For execution with multiple nodes (assuming Legate Core is installed with networking support)
users can supply the `--nodes` option. For execution with GPUs, users can use the
`--gpus` flags to specify the number of GPUs to use per node. We encourage all users
to familiarize themselves with these resource flags as described in the Legate Core
documentation or simply by passing `--help` to the `legate` driver script.

You can use `test.py` to run the test suite. Invoke the script directly or through
standard `python`; the script will invoke the `legate` driver script internally.
Check out `test.py --help` for further options.

## Supported and Planned Features

cuNumeric is currently a work in progress and we are gradually adding support for
additional NumPy operators. Unsupported NumPy operations will provide a
warning that we are falling back to canonical NumPy. Please report unimplemented
features that are necessary for attaining good performance so that we can triage
them and prioritize implementation appropriately. The more users that report an
unimplemented feature, the more we will prioritize it.
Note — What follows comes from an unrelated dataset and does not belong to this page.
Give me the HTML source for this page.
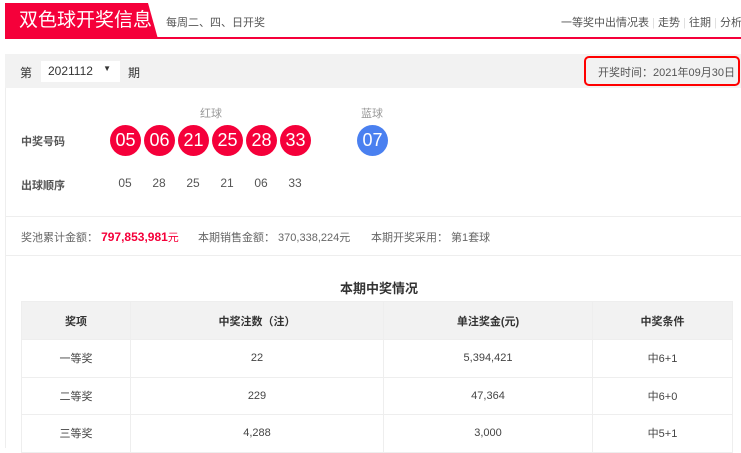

Please include a pointer
to your code if possible too so we can see how you are using the feature in context.

## Supported Types and Dimensions

cuNumeric currently supports the following NumPy types: `float16`, `float32`,
`float64`, `int16`, `int32`, `int64`, `uint16`, `uint32`, `uint64`, `bool`,
`complex64`, and `complex128`.

cuNumeric supports up to 4D arrays by default, you can adjust this setting by
installing legate.core with a larger `--max-dim`.

## Documentation

The cuNumeric documentation can be found
[here](https://nv-legate.github.io/cunumeric).

## Future Directions

There are three primary directions that we plan to investigate
with cuNumeric going forward:

* More features: we plan to identify a few key lighthouse applications
and use the demands of these applications to drive the addition of
new features to cuNumeric.
* We plan to add support for sharded file I/O for loading and
storing large data sets that could never be loaded on a single node.
Initially this will begin with native support for hdf5 and zarr,
but will grow to accommodate other formats needed by our lighthouse
applications.
* Strong scaling: while cuNumeric is currently implemented in a way that
enables weak scaling of codes on larger data sets, we would also like
to make it possible to strong-scale Legate applications for a single
problem size. This will require leveraging some of the more advanced
features of Legion from inside the Python interpreter.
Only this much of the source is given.